Output the material word for word. Leave each picture out.
#####
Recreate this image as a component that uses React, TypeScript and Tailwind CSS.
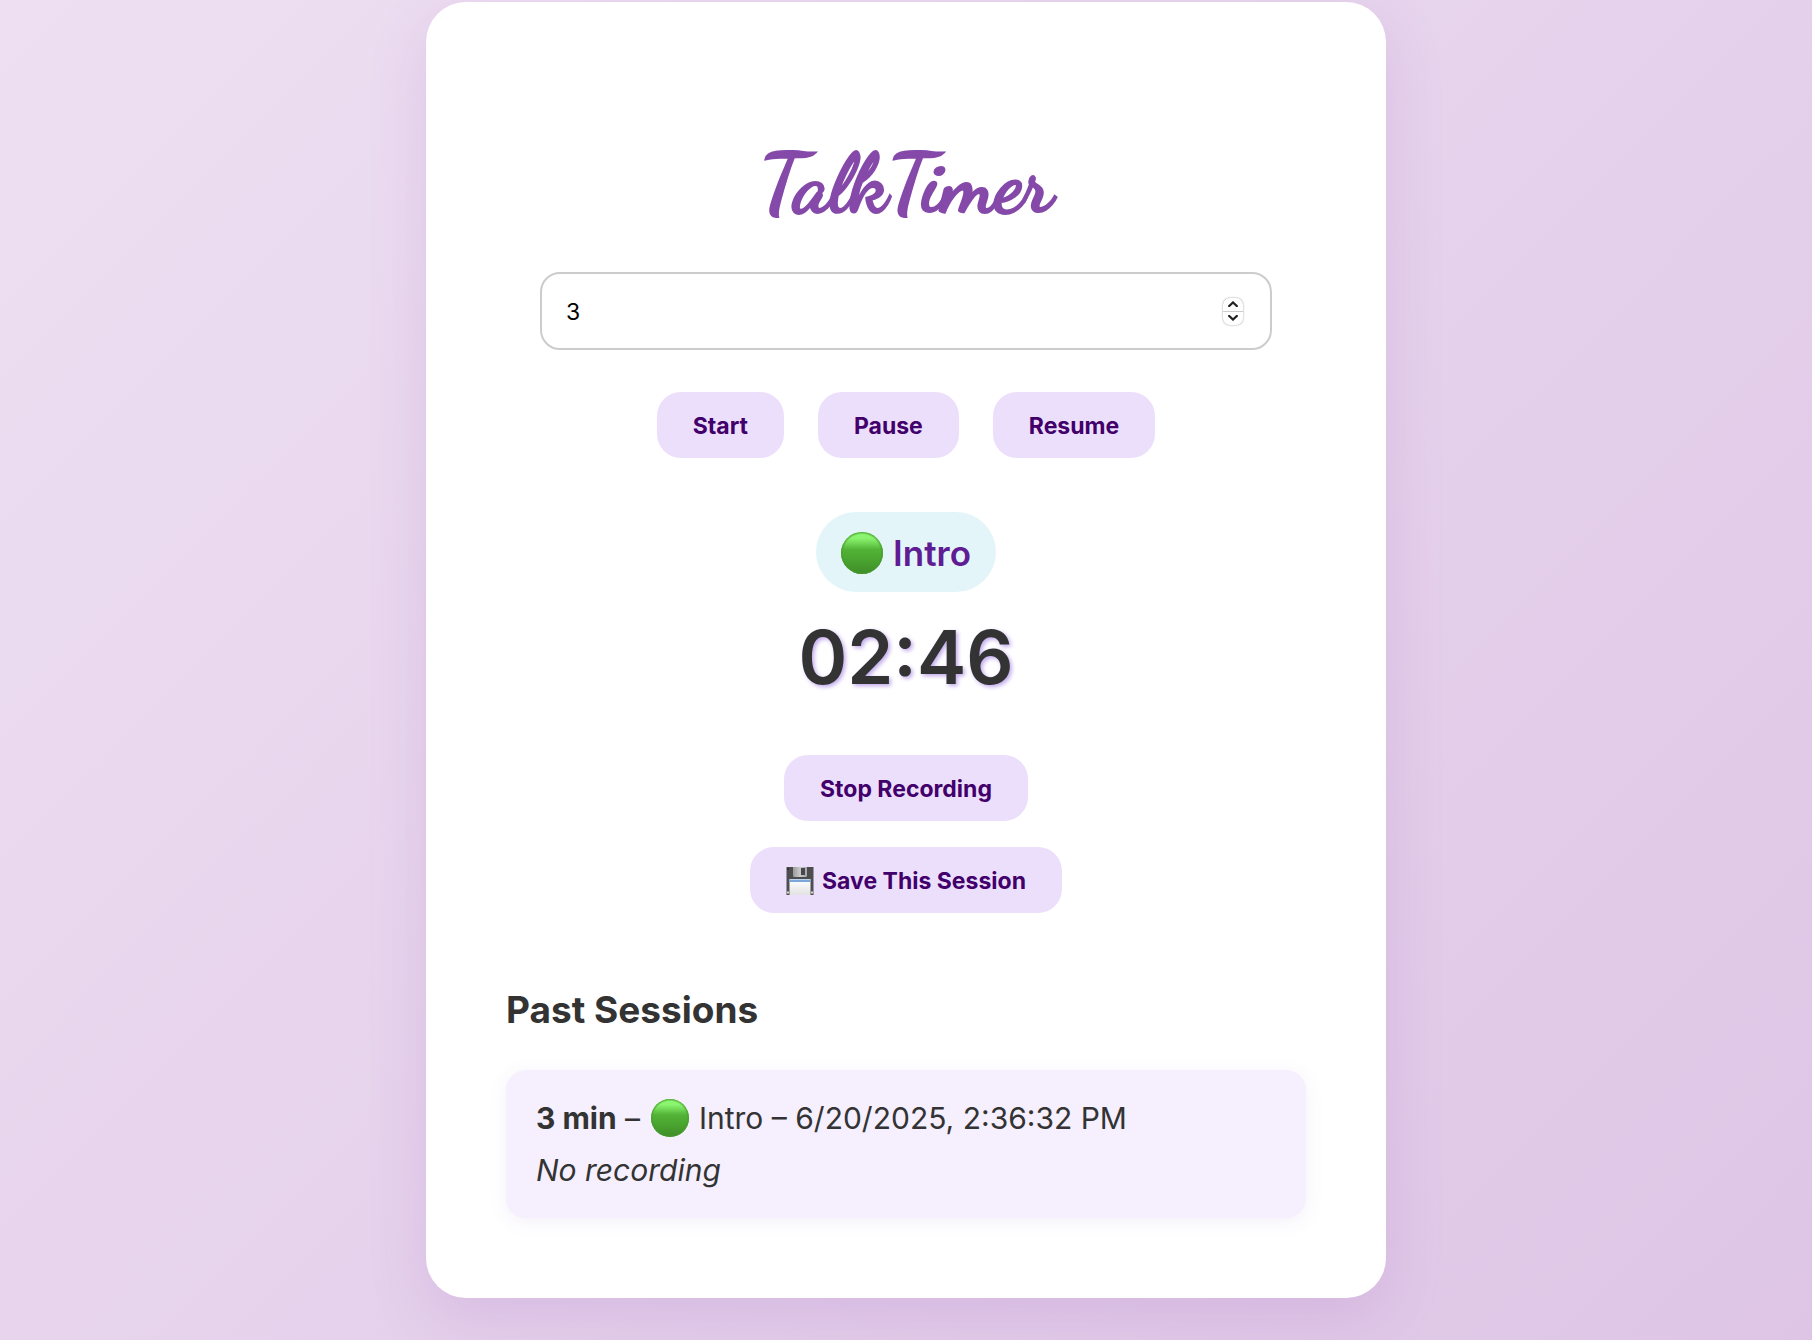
import { useState } from 'react';

function GreenCircle({ className }: { className: string }) {
  return (
    <svg viewBox="0 0 42 42" className={className} role="img" aria-label="Green circle">
      <defs>
        <linearGradient id="green-body" x1="0" y1="0" x2="0" y2="1">
          <stop offset="0" stopColor="#8df771" />
          <stop offset="0.15" stopColor="#8af46e" />
          <stop offset="0.42" stopColor="#52b236" />
          <stop offset="0.6" stopColor="#4ca931" />
          <stop offset="1" stopColor="#3f8c28" />
        </linearGradient>
        <radialGradient id="green-rim" cx="0.5" cy="0.5" r="0.5">
          <stop offset="0.88" stopColor="#459a2c" stopOpacity="0" />
          <stop offset="1" stopColor="#459a2c" stopOpacity="0.9" />
        </radialGradient>
      </defs>
      <circle cx="21" cy="21" r="21" fill="url(#green-body)" />
      <circle cx="21" cy="21" r="21" fill="url(#green-rim)" />
    </svg>
  );
}

function Floppy() {
  return (
    <svg viewBox="0 0 28 28" className="size-7" aria-hidden="true">
      <defs>
        <linearGradient id="shutter" x1="0" y1="0" x2="1" y2="0">
          <stop offset="0" stopColor="#9b9b9b" />
          <stop offset="0.5" stopColor="#c9c9c9" />
          <stop offset="1" stopColor="#a6a6a6" />
        </linearGradient>
        <linearGradient id="paper" x1="0" y1="0" x2="0" y2="1">
          <stop offset="0" stopColor="#ffffff" />
          <stop offset="1" stopColor="#e2e2e2" />
        </linearGradient>
      </defs>
      <path d="M0.5 0H27.5V28H0.5Z" fill="#4d4d4f" />
      <path d="M7 0H21V8.5Q21 10 19.5 10H8.5Q7 10 7 8.5Z" fill="url(#shutter)" />
      <rect x="15" y="1" width="4" height="7" fill="#48484a" />
      <rect x="3.5" y="12" width="21" height="16" fill="url(#paper)" />
      <rect x="3.5" y="12.5" width="21" height="2.5" fill="#7aa7d8" />
      <rect x="1" y="24.5" width="2" height="2" fill="#d8d8d8" />
      <rect x="25" y="24.5" width="2" height="2" fill="#d8d8d8" />
      <rect x="1" y="1" width="2" height="2" fill="#343436" />
    </svg>
  );
}

const buttonClass =
  'flex h-[66px] items-center justify-center gap-2 rounded-3xl bg-[#ecdffc] px-9 pt-[2px] text-[23px] font-bold text-[#42006b]';

const stepClass = 'flex h-[13px] w-5 items-center justify-center bg-white text-[#222]';

export default function App() {
  const [minutes, setMinutes] = useState(3);

  return (
    <div className="min-h-screen bg-linear-135 from-[#eee0f2] to-[#dec5e6] pt-[2px] pb-[43px] font-[Inter,sans-serif] text-[#333]">
      <main className="mx-auto flex w-full max-w-[960px] flex-col items-center rounded-[40px] bg-white px-20 pt-[134px] pb-20 shadow-[0_20px_60px_rgba(142,68,173,0.15)]">
        <h1 className="font-['Dancing_Script',cursive] text-[81px] leading-[96px] font-bold text-[#8549a9] [-webkit-text-stroke:2px_#8549a9]">
          TalkTimer
        </h1>

        <div className="mt-10 flex h-[78px] w-full max-w-[732px] items-center rounded-[20px] border-2 border-[#ccc] pr-[27px] pl-6">
          <input
            type="number"
            aria-label="Talk length in minutes"
            value={minutes}
            onChange={(e) => setMinutes(Number(e.target.value))}
            className="min-w-0 flex-1 appearance-none pt-[2px] text-[23px] text-black outline-none [-moz-appearance:textfield] [&::-webkit-inner-spin-button]:appearance-none"
          />
          <div className="flex flex-col gap-px overflow-hidden rounded-[7px] bg-[#ccc] shadow-[0_0_2px_rgba(0,0,0,0.45)]">
            <button type="button" aria-label="Increase" className={stepClass} onClick={() => setMinutes(minutes + 1)}>
              <svg viewBox="0 0 10 6" className="h-[6px] w-[10px]" fill="none" stroke="currentColor" strokeWidth="2.3">
                <path d="M1.2 5 5 1.5 8.8 5" strokeLinecap="round" />
              </svg>
            </button>
            <button type="button" aria-label="Decrease" className={stepClass} onClick={() => setMinutes(minutes - 1)}>
              <svg viewBox="0 0 10 6" className="h-[6px] w-[10px]" fill="none" stroke="currentColor" strokeWidth="2.3">
                <path d="M1.2 1 5 4.5 8.8 1" strokeLinecap="round" />
              </svg>
            </button>
          </div>
        </div>

        <div className="mt-[42px] flex flex-wrap justify-center gap-[34px]">
          <button type="button" className={buttonClass}>Start</button>
          <button type="button" className={buttonClass}>Pause</button>
          <button type="button" className={buttonClass}>Resume</button>
        </div>

        <div className="mt-[54px] flex h-20 items-center gap-[10px] rounded-[40px] bg-[#e3f5f9] px-[25px] pt-[2px] text-[35px] font-semibold text-[#5f1c93]">
          <GreenCircle className="size-[42px]" />
          Intro
        </div>

        <div className="mt-[18px] text-[74px] leading-[94px] font-semibold [text-shadow:2px_2px_4px_#c0a8ec]">
          02:46
        </div>

        <button type="button" className={`mt-[51px] ${buttonClass}`}>Stop Recording</button>
        <button type="button" className={`mt-[26px] ${buttonClass}`}>
          <Floppy />
          Save This Session
        </button>

        <section className="mt-[74px] w-full">
          <h2 className="text-[37px] leading-[46px] font-bold">Past Sessions</h2>
          <ul className="mt-[37px]">
            <li className="rounded-[20px] bg-[#f5effe] px-[30px] py-[22px] text-[30px] leading-[52px] shadow-[0_4px_20px_rgba(103,58,183,0.08)]">
              <p>
                <strong className="font-bold">3 min</strong> –{' '}
                <GreenCircle className="mx-[2px] mb-[5px] inline-block size-[38px]" /> Intro – 6/20/2025, 2:36:32 PM
              </p>
              <p className="italic">No recording</p>
            </li>
          </ul>
        </section>
      </main>
    </div>
  );
}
#####
Exercise response:
Recreate this image as a component that uses React, TypeScript and Tailwind CSS.
import { useState } from 'react';

function GreenCircle({ className }: { className: string }) {
  return (
    <svg viewBox="0 0 42 42" className={className} role="img" aria-label="Green circle">
      <defs>
        <linearGradient id="green-body" x1="0" y1="0" x2="0" y2="1">
          <stop offset="0" stopColor="#8df771" />
          <stop offset="0.15" stopColor="#8af46e" />
          <stop offset="0.42" stopColor="#52b236" />
          <stop offset="0.6" stopColor="#4ca931" />
          <stop offset="1" stopColor="#3f8c28" />
        </linearGradient>
        <radialGradient id="green-rim" cx="0.5" cy="0.5" r="0.5">
          <stop offset="0.88" stopColor="#459a2c" stopOpacity="0" />
          <stop offset="1" stopColor="#459a2c" stopOpacity="0.9" />
        </radialGradient>
      </defs>
      <circle cx="21" cy="21" r="21" fill="url(#green-body)" />
      <circle cx="21" cy="21" r="21" fill="url(#green-rim)" />
    </svg>
  );
}

function Floppy() {
  return (
    <svg viewBox="0 0 28 28" className="size-7" aria-hidden="true">
      <defs>
        <linearGradient id="shutter" x1="0" y1="0" x2="1" y2="0">
          <stop offset="0" stopColor="#9b9b9b" />
          <stop offset="0.5" stopColor="#c9c9c9" />
          <stop offset="1" stopColor="#a6a6a6" />
        </linearGradient>
        <linearGradient id="paper" x1="0" y1="0" x2="0" y2="1">
          <stop offset="0" stopColor="#ffffff" />
          <stop offset="1" stopColor="#e2e2e2" />
        </linearGradient>
      </defs>
      <path d="M0.5 0H27.5V28H0.5Z" fill="#4d4d4f" />
      <path d="M7 0H21V8.5Q21 10 19.5 10H8.5Q7 10 7 8.5Z" fill="url(#shutter)" />
      <rect x="15" y="1" width="4" height="7" fill="#48484a" />
      <rect x="3.5" y="12" width="21" height="16" fill="url(#paper)" />
      <rect x="3.5" y="12.5" width="21" height="2.5" fill="#7aa7d8" />
      <rect x="1" y="24.5" width="2" height="2" fill="#d8d8d8" />
      <rect x="25" y="24.5" width="2" height="2" fill="#d8d8d8" />
      <rect x="1" y="1" width="2" height="2" fill="#343436" />
    </svg>
  );
}

const buttonClass =
  'flex h-[66px] items-center justify-center gap-2 rounded-3xl bg-[#ecdffc] px-9 pt-[2px] text-[23px] font-bold text-[#42006b]';

const stepClass = 'flex h-[13px] w-5 items-center justify-center bg-white text-[#222]';

export default function App() {
  const [minutes, setMinutes] = useState(3);

  return (
    <div className="min-h-screen bg-linear-135 from-[#eee0f2] to-[#dec5e6] pt-[2px] pb-[43px] font-[Inter,sans-serif] text-[#333]">
      <main className="mx-auto flex w-full max-w-[960px] flex-col items-center rounded-[40px] bg-white px-20 pt-[134px] pb-20 shadow-[0_20px_60px_rgba(142,68,173,0.15)]">
        <h1 className="font-['Dancing_Script',cursive] text-[81px] leading-[96px] font-bold text-[#8549a9] [-webkit-text-stroke:2px_#8549a9]">
          TalkTimer
        </h1>

        <div className="mt-10 flex h-[78px] w-full max-w-[732px] items-center rounded-[20px] border-2 border-[#ccc] pr-[27px] pl-6">
          <input
            type="number"
            aria-label="Talk length in minutes"
            value={minutes}
            onChange={(e) => setMinutes(Number(e.target.value))}
            className="min-w-0 flex-1 appearance-none pt-[2px] text-[23px] text-black outline-none [-moz-appearance:textfield] [&::-webkit-inner-spin-button]:appearance-none"
          />
          <div className="flex flex-col gap-px overflow-hidden rounded-[7px] bg-[#ccc] shadow-[0_0_2px_rgba(0,0,0,0.45)]">
            <button type="button" aria-label="Increase" className={stepClass} onClick={() => setMinutes(minutes + 1)}>
              <svg viewBox="0 0 10 6" className="h-[6px] w-[10px]" fill="none" stroke="currentColor" strokeWidth="2.3">
                <path d="M1.2 5 5 1.5 8.8 5" strokeLinecap="round" />
              </svg>
            </button>
            <button type="button" aria-label="Decrease" className={stepClass} onClick={() => setMinutes(minutes - 1)}>
              <svg viewBox="0 0 10 6" className="h-[6px] w-[10px]" fill="none" stroke="currentColor" strokeWidth="2.3">
                <path d="M1.2 1 5 4.5 8.8 1" strokeLinecap="round" />
              </svg>
            </button>
          </div>
        </div>

        <div className="mt-[42px] flex flex-wrap justify-center gap-[34px]">
          <button type="button" className={buttonClass}>Start</button>
          <button type="button" className={buttonClass}>Pause</button>
          <button type="button" className={buttonClass}>Resume</button>
        </div>

        <div className="mt-[54px] flex h-20 items-center gap-[10px] rounded-[40px] bg-[#e3f5f9] px-[25px] pt-[2px] text-[35px] font-semibold text-[#5f1c93]">
          <GreenCircle className="size-[42px]" />
          Intro
        </div>

        <div className="mt-[18px] text-[74px] leading-[94px] font-semibold [text-shadow:2px_2px_4px_#c0a8ec]">
          02:46
        </div>

        <button type="button" className={`mt-[51px] ${buttonClass}`}>Stop Recording</button>
        <button type="button" className={`mt-[26px] ${buttonClass}`}>
          <Floppy />
          Save This Session
        </button>

        <section className="mt-[74px] w-full">
          <h2 className="text-[37px] leading-[46px] font-bold">Past Sessions</h2>
          <ul className="mt-[37px]">
            <li className="rounded-[20px] bg-[#f5effe] px-[30px] py-[22px] text-[30px] leading-[52px] shadow-[0_4px_20px_rgba(103,58,183,0.08)]">
              <p>
                <strong className="font-bold">3 min</strong> –{' '}
                <GreenCircle className="mx-[2px] mb-[5px] inline-block size-[38px]" /> Intro – 6/20/2025, 2:36:32 PM
              </p>
              <p className="italic">No recording</p>
            </li>
          </ul>
        </section>
      </main>
    </div>
  );
}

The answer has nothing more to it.